My parser works okay, but it's awfully slow. I used a profiler to find the bottlenecks of my code, and I found that the following function alone takes up 66% of my CPU time.

Token Scanner::ScanNumber()
{
    // We are here because this->unscannedChar contains a start of a number.
    // A number can have different forms: 23, 3.14159265359, 6.0221409e+23, .0001

    std::string ScannedNumber;

    // Add current unscanned char
    ScannedNumber += this->unscannedChar;

    this->NextChar();

    // This might allow wrongs decimal formats to be scanned, like for example: 2.3..4, 1e3e3, 1e6--6e-
    // But since we are depending on std::from_chars to convert the string representation to a real number,
    // and also the mesh file will not be generated by a human, so such wrong formats are very unlikely
    // we are going to stick to this abomination for now.
    while (
        std::isdigit(this->unscannedChar) ||
        this->unscannedChar == '.' ||
        this->unscannedChar == 'e' ||
        this->unscannedChar == '-'
        )
    {
        ScannedNumber += this->unscannedChar;
        this->NextChar();
    }

    Token token;
            
    token.type = TokenType::NUMBER;
    token.data = std::move(ScannedNumber);

    return token;

}

And this is Token definition:

struct Token
{
    TokenType   type;
    String      data;
};

It's worth to note that NextChar() is not a concern at all according to the profiler (it handles around 2 million characters in 439 milliseconds), and strangely the lookup for e character is taking most of the function time.

Would appreciate the review of ScanNumber() and any tips to make it faster, to handle points in the range of millions.

Perhaps your profiler sees your code spending a lot of time checking for 'e' simply because that's a common case, and the actual bottleneck is with your while loop in general? — William Bradley
– William Bradley, Commented Sep 21, 2021 at 16:44
I think the highlight is just inaccurate (it should cover multiple lines). Judging by the next profiler sample point, it probably covers the whole while loop. — user673679
– user673679, Commented Sep 21, 2021 at 16:59
@user673679 I ran it more than once, and I always get the same line. — Algo
– Algo, Commented Sep 21, 2021 at 17:19
Yeah. That sample point probably covers multiple lines of code on your screen but your IDE may not track that, or be able to highlight multiple lines properly. If you find the right screen, the profiler should be able to give you much more detail about what's included in that 59.53%). — user673679
– user673679, Commented Sep 21, 2021 at 17:30
If I was to have a speculative guess, appending to a string is not performant.
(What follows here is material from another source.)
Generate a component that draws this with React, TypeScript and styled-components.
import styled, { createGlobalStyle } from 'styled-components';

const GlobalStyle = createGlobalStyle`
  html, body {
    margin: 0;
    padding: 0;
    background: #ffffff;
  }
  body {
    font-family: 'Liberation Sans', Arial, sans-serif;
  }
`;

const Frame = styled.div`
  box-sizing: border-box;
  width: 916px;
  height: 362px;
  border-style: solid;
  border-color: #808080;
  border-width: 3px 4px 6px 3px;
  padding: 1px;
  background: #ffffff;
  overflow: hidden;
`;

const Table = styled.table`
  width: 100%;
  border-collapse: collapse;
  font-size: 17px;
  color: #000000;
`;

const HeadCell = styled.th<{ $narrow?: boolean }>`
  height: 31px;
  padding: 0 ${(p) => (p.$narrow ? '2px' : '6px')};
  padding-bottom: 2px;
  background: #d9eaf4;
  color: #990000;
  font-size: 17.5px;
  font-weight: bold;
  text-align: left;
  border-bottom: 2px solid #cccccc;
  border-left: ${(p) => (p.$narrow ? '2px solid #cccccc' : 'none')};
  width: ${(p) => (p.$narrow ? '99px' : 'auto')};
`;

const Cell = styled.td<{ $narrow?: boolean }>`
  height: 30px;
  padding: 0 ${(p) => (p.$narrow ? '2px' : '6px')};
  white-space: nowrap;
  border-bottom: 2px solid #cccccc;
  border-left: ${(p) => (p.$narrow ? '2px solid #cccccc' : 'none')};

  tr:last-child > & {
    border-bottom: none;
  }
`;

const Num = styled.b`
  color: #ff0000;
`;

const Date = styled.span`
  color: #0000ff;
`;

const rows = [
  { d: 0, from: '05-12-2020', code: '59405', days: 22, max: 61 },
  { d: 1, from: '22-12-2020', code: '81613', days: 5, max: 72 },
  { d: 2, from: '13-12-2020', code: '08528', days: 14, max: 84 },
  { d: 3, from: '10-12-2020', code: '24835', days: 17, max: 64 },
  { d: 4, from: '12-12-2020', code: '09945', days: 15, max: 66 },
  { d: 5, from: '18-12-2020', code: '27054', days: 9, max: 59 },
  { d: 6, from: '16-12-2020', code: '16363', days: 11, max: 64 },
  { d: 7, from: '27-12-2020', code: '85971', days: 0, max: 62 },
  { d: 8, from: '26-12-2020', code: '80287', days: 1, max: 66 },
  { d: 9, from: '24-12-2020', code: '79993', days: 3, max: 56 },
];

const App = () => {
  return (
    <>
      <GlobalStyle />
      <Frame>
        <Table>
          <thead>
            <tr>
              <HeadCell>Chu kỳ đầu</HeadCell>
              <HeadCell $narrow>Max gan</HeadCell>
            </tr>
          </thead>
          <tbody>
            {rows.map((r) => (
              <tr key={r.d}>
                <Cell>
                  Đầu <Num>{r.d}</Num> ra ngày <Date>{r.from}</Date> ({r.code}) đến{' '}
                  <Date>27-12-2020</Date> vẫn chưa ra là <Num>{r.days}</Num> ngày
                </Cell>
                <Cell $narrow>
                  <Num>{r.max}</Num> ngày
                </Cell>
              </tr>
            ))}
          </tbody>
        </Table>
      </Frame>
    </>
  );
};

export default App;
It may be causing many reallocations that are not necessary. You could try putting the characters into a plenty big enough char array, and then converting that to a string once it has a full number in it. — spyr03
– spyr03, Commented Sep 22, 2021 at 2:30

G. Sliepen · Accepted Answer · 2021-09-22 09:32:36Z

Unnecessary use of `this->`

In C++, you almost never have to use this-> in your code.
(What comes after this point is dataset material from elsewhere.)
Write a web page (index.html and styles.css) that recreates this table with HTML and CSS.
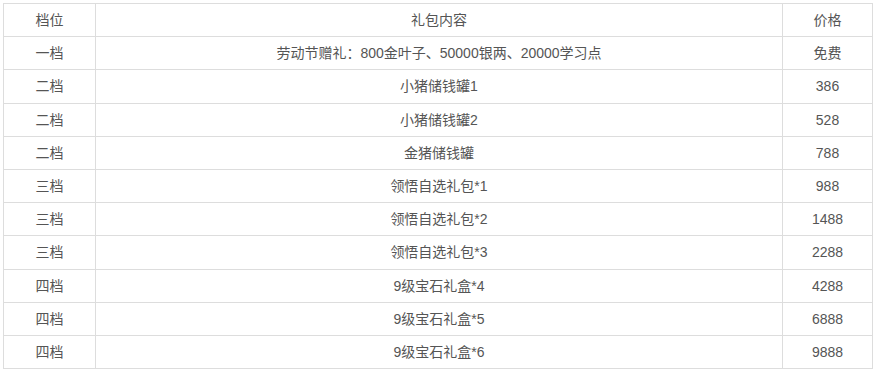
FILE: index.html
```html
<!DOCTYPE html>
<html lang="zh">
<head>
<meta charset="utf-8">
<title>礼包</title>
<link rel="stylesheet" href="styles.css">
</head>
<body>
<table class="gift">
  <colgroup>
    <col class="c1"><col class="c2"><col class="c3">
  </colgroup>
  <tbody>
    <tr><td>档位</td><td>礼包内容</td><td>价格</td></tr>
    <tr><td>一档</td><td>劳动节赠礼：800金叶子、50000银两、20000学习点</td><td>免费</td></tr>
    <tr><td>二档</td><td>小猪储钱罐1</td><td>386</td></tr>
    <tr><td>二档</td><td>小猪储钱罐2</td><td>528</td></tr>
    <tr><td>二档</td><td>金猪储钱罐</td><td>788</td></tr>
    <tr><td>三档</td><td>领悟自选礼包*1</td><td>988</td></tr>
    <tr><td>三档</td><td>领悟自选礼包*2</td><td>1488</td></tr>
    <tr><td>三档</td><td>领悟自选礼包*3</td><td>2288</td></tr>
    <tr><td>四档</td><td>9级宝石礼盒*4</td><td>4288</td></tr>
    <tr><td>四档</td><td>9级宝石礼盒*5</td><td>6888</td></tr>
    <tr><td>四档</td><td>9级宝石礼盒*6</td><td>9888</td></tr>
  </tbody>
</table>
</body>
</html>
```
FILE: styles.css
```css
html, body {
  margin: 0;
  padding: 0;
  background: #fff;
}
body {
  padding: 3px 0 0 3px;
  font-family: "Liberation Sans", "Noto Sans CJK SC", sans-serif;
  font-size: 14px;
  color: #555;
}
.gift {
  border-collapse: collapse;
  width: 870px;
  table-layout: fixed;
}
.gift .c1 { width: 92px; }
.gift .c3 { width: 90px; }
.gift td {
  border: 1px solid #ddd;
  text-align: center;
  height: 33.2px;
  padding: 0 6px;
  line-height: 20px;
  box-sizing: border-box;
  vertical-align: middle;
  white-space: nowrap;
}
```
Potentially lots of function call overhead

The function ScanNumber() will call NextChar() a lot of times. Maybe it is a simple function that can be inlined, but if not this can impact performance a lot. Also consider that it doesn't return a value, but is storing the value in a member variable of Scanner. Again, the compiler might not be able to optimize this as well as if NextChar() would return a value that would simply be stored in a register.

Parse directly to a floating point number

The function ScanNumber() doesn't parse the number, but just returns a string. If this string is too large for the small string optimization used by std::string, it means it has to do a memory allocation, which is again bad for performance. Regardless, yet another function has to actually parse the string to produce the floating point number you want.

If you would parse the number directly inside ScanNumber() and would store it as a float or double inside Token, that would be a lot more efficient. Even better would be to avoid scanning character by character; if ScanNumber() would have access to the whole line that was read from the input file, it could just call std::stof() or std::from_chars() and have the standard library do the parsing for you.

Your struct Token currently only holds a std::string, but if you want it to hold other types, you could do this efficiently using a union. Basically, you will have created a tagged union. If you can use C++17, consider using std::variant to replace your own Token type.

Avoid unnecessary temporary variables.

While a move is better than a copy, it's even better if you don't need to move at all. Instead of first scanning a number into the variable ScannedNumber and then moving it into token.data, just declare token at the start of the function and scan into token.data directly.

Incorrect use of `std::isdigit()`

std::isdigit() and related functions take an int parameter, and expect any characters to be cast to unsigned char first. Just write:

while (std::isdigit(static_cast<unsigned char>(unscannedChar)) || ...

I don't think casting is necessary if unscannedChar is a char or an unsigned char. — jdt
– jdt, Commented Sep 22, 2021 at 13:51
@johan: it's necessary if char is signed and the input might contain bytes with the high-order bit set (eg. UTF-8 code sequences). (And there's no way you can know that it doesn't.) std::isdigit(int) cannot be called with a negative argument, although some standard library implementations let you get away with it (so your first crash will be when your code is linked to a different library). C++ has an overload std::isdigit(char, std::locale) which doesn't suffer from this problem. — rici
– rici, Commented Sep 22, 2021 at 14:45
I like "convert once into token" advice. I would also suggest operator>> might work well, but timing tests would tell that. — Edward
– Edward, Commented Sep 22, 2021 at 15:42

JDługosz · Accepted Answer · 2021-09-22 15:20:07Z

I agree with Johan du Toit's answer that going "old school" would be much faster. But, the real difference is not in using C primitive types and techniques, but in knowingly having a contiguous collection of characters rather than calling NextChar to read one at a time.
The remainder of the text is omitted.